Cross-talk cancellation makes possible the reproduction of binaural audio through loudspeakers. This is typically achieved by employing a digital signal processing network that controls the acoustic pressure at the listener's ears. Although this can be achieved by using only two loudspeakers, there has been a recent tendency of using loudspeaker arrays, which increase the robustness to source errors and reduce room's response influence. This document introduces a numerical study on the trade-off between cross-talk cancellation performance and the number of channels of a loudspeaker array. Special attention is given to the conditioning of the array and to how this is affected by inaccuracies in the driver response for different numbers of loudspeakers: 2, 3, 4, 5, and 7.
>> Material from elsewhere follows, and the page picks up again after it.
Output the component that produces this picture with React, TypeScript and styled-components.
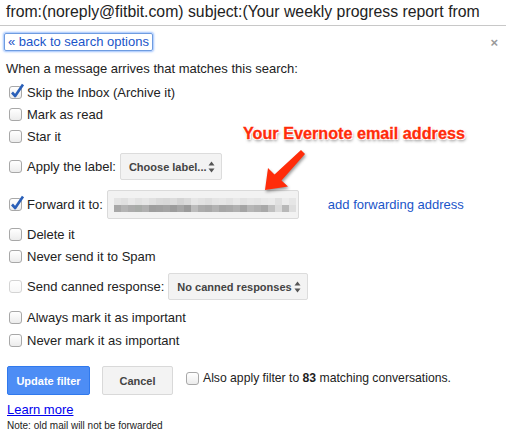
import styled, { createGlobalStyle } from 'styled-components'

const GlobalStyle = createGlobalStyle`
	body {
		margin: 0;
		background: #fff;
		font-family: "Liberation Sans", Arial, sans-serif;
		font-size: 13px;
		color: #222;
	}
`

const Page = styled.div`
	position: relative;
	width: 506px;
	height: 438px;
	overflow: hidden;
`

const Header = styled.div`
	height: 25px;
	line-height: 24px;
	padding-left: 6px;
	font-size: 15.8px;
	color: #222;
	white-space: nowrap;
	overflow: hidden;
	border-bottom: 1px solid #c8c8c8;
`

const TopBar = styled.div`
	display: flex;
	justify-content: space-between;
	align-items: center;
	padding: 7px 8px 0 4px;
	height: 18px;
`

const BackLink = styled.a`
	display: inline-block;
	height: 16px;
	line-height: 15px;
	padding: 0 3px;
	border: 1px solid #6f9ce0;
	border-radius: 2px;
	box-shadow: 0 0 2px 1px rgba(77, 144, 254, 0.55);
	color: #1a55c9;
	text-decoration: none;
	font-size: 13px;
`

const Close = styled.span`
	font-size: 13px;
	font-weight: bold;
	color: #9a9a9a;
	margin-top: 1px;
`

const Intro = styled.div`
	padding: 10px 0 0 6px;
	height: 15px;
	line-height: 15px;
`

const List = styled.div`
	display: flex;
	flex-direction: column;
	padding: 5px 0 0 9px;
`

const Row = styled.div<{ $h: number }>`
	display: flex;
	align-items: center;
	gap: 5px;
	height: ${p => p.$h}px;
	white-space: nowrap;
`

const Box = styled.span<{ $disabled?: boolean }>`
	position: relative;
	flex: none;
	width: 11px;
	height: 11px;
	border: 1px solid ${p => (p.$disabled ? '#d4d4d4' : '#a8a8a8')};
	border-radius: 3px;
	background: linear-gradient(#fff, ${p => (p.$disabled ? '#f7f7f7' : '#ececec')});

	svg {
		position: absolute;
		left: 0px;
		top: -4px;
	}
`

const Label = styled.span`
	color: #222;
`

const Select = styled.span<{ $w: number }>`
	display: flex;
	align-items: center;
	justify-content: space-between;
	box-sizing: border-box;
	width: ${p => p.$w}px;
	height: 27px;
	margin-left: -1px;
	padding: 0 6px 0 8px;
	border: 1px solid #dcdcdc;
	border-radius: 2px;
	background: #f3f3f3;
	font-size: 11px;
	font-weight: bold;
	color: #444;
`

const Input = styled.div`
	display: flex;
	flex-direction: column;
	justify-content: center;
	box-sizing: border-box;
	width: 192px;
	height: 29px;
	margin-left: -1px;
	padding-left: 6px;
	border: 1px solid #dadada;
	border-radius: 2px;
	background: #f2f2f2;
`

const PixelLine = styled.div`
	display: flex;
	height: 7px;
`

const Pixel = styled.span<{ $c: string }>`
	width: 7px;
	height: 7px;
	background: ${p => p.$c};
`

const AddLink = styled.a`
	margin-left: 24px;
	color: #1a55c9;
	text-decoration: none;
`

const Footer = styled.div`
	display: flex;
	align-items: flex-start;
	gap: 12px;
	padding: 15px 0 0 7px;
`

const Button = styled.button<{ $primary?: boolean }>`
	box-sizing: border-box;
	height: 29px;
	padding: 0;
	border-radius: 2px;
	border: 1px solid ${p => (p.$primary ? '#3079ed' : '#d9d9d9')};
	background: ${p => (p.$primary ? '#4d8df5' : '#f3f3f3')};
	color: ${p => (p.$primary ? '#fff' : '#444')};
	font-family: "Liberation Sans", Arial, sans-serif;
	font-size: 11px;
	font-weight: bold;
	width: ${p => (p.$primary ? 83 : 71)}px;
`

const ApplyAll = styled.div`
	display: flex;
	align-items: center;
	gap: 4px;
	margin-left: 1px;
	padding-top: 5px;
	white-space: nowrap;
	font-size: 12.2px;

	b {
		font-weight: bold;
	}
`

const LearnMore = styled.a`
	display: block;
	margin: 7px 0 0 7px;
	color: #0000ee;
	text-decoration: underline;
	font-size: 13px;
	line-height: 15px;
`

const Note = styled.div`
	margin: 3px 0 0 7px;
	font-size: 10px;
	color: #222;
`

const Callout = styled.div`
	position: absolute;
	left: 243px;
	top: 124px;
	font-size: 16.2px;
	font-weight: bold;
	color: #ff2c0a;
	white-space: nowrap;
	-webkit-text-stroke: 0.3px #ff2c0a;
	text-shadow: 0 0 2px #fff, 1px 1px 0 #fff, -1px -1px 0 #fff, 1px -1px 0 #fff, -1px 1px 0 #fff, 1px 2px 3px rgba(0, 0, 0, 0.5);
`

const Arrow = styled.svg`
	position: absolute;
	left: 255px;
	top: 145px;
	filter: drop-shadow(1px 2px 1.5px rgba(0, 0, 0, 0.4));
`

const Check = () => (
	<svg width="15" height="16" viewBox="0 0 15 16">
		<path d="M2 9.5 L5.2 13 L13 1.5" fill="none" stroke="#2a5fb8" strokeWidth="2.6" strokeLinejoin="round" />
	</svg>
)

const Spinner = () => (
	<svg width="7" height="12" viewBox="0 0 7 12">
		<path d="M3.5 0.5 L6.5 4.5 H0.5 Z M3.5 11.5 L6.5 7.5 H0.5 Z" fill="#555" />
	</svg>
)

const topPixels = ['#e4e4e4', '#e0e0e0', '#e8e8e8', '#e2e2e2', '#e6e6e6', '#e0e0e0', '#dadada', '#d8d8d8', '#dcdcdc', '#d4d4d4', '#dadada', '#e6e6e6', '#e2e2e2', '#dedede', '#e4e4e4', '#e6e6e6', '#e2e2e2', '#e8e8e8', '#e2e2e2', '#e6e6e6', '#e4e4e4', '#e8e8e8', '#eaeaea', '#e0e0e0', '#ececec', '#e6e6e6']
const bottomPixels = ['#a8a8a8', '#b4b4b4', '#acacac', '#a8aba8', '#b0b0b0', '#9e9e9e', '#a0a0a0', '#a4a4a4', '#9c9c9c', '#a6a6a6', '#9a9a9a', '#bcbcbc', '#acacac', '#a8a8a8', '#b2b2b2', '#a6a6a6', '#a9a9a9', '#b0b0b0', '#a4a4a4', '#b6b6b6', '#b0b0b0', '#a8a8a8', '#c0c0c0', '#dadada', '#b8b8b8', '#dedede']

export default function App() {
	return (
		<Page>
			<GlobalStyle />
			<Header>from:(noreply@fitbit.com) subject:(Your weekly progress report from</Header>
			<TopBar>
				<BackLink>« back to search options</BackLink>
				<Close>×</Close>
			</TopBar>
			<Intro>When a message arrives that matches this search:</Intro>
			<List>
				<Row $h={22}>
					<Box><Check /></Box>
					<Label>Skip the Inbox (Archive it)</Label>
				</Row>
				<Row $h={22}>
					<Box />
					<Label>Mark as read</Label>
				</Row>
				<Row $h={23}>
					<Box />
					<Label>Star it</Label>
				</Row>
				<Row $h={37}>
					<Box />
					<Label>Apply the label:</Label>
					<Select $w={102}>Choose label... <Spinner /></Select>
				</Row>
				<Row $h={39}>
					<Box><Check /></Box>
					<Label>Forward it to:</Label>
					<Input>
						<PixelLine>{topPixels.map((c, i) => <Pixel key={i} $c={c} />)}</PixelLine>
						<PixelLine>{bottomPixels.map((c, i) => <Pixel key={i} $c={c} />)}</PixelLine>
					</Input>
					<AddLink>add forwarding address</AddLink>
				</Row>
				<Row $h={21}>
					<Box />
					<Label>Delete it</Label>
				</Row>
				<Row $h={23}>
					<Box />
					<Label>Never send it to Spam</Label>
				</Row>
				<Row $h={37}>
					<Box $disabled />
					<Label>Send canned response:</Label>
					<Select $w={140}>No canned responses <Spinner /></Select>
				</Row>
				<Row $h={24}>
					<Box />
					<Label>Always mark it as important</Label>
				</Row>
				<Row $h={22}>
					<Box />
					<Label>Never mark it as important</Label>
				</Row>
			</List>
			<Footer>
				<Button $primary>Update filter</Button>
				<Button>Cancel</Button>
				<ApplyAll>
					<Box />
					<span>Also apply filter to <b>83</b> matching conversations.</span>
				</ApplyAll>
			</Footer>
			<LearnMore>Learn more</LearnMore>
			<Note>Note: old mail will not be forwarded</Note>

			<Callout>Your Evernote email address</Callout>
			<Arrow width="60" height="50" viewBox="0 0 60 50">
				<path d="M46 5 L50 9 L26.5 35.5 L33 41.5 L10 45 L13 23 L19.5 29.5 Z" fill="#ff2c0a" />
			</Arrow>
		</Page>
	)
}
P8-2: "Three-channel Crosstalk Cancellation Mode Efficiency for Sources in the Far-Field"

Eric Carlos Hamdan and Filippo Maria Fazi

The singular value decomposition is used to analyse the generalised modes of the radiation matrix for a symmetric three-channel crosstalk cancellation loudspeaker system assuming plane wave sources in free-field. The addition of a third centre source acts as a physical lossless regularisation that dramatically improves the efficiency of the in-phase mode. In addition, the singular value decomposition is used to analyse the source strength solution for a plane wave virtual source. The validity of the derived source strengths for real systems is shown by comparison of the analytical function to source strengths calculated using KEMAR head-related transfer functions. The analytical formula is shown to be accurate up to approximately 700 Hz in far-field and anechoic conditions.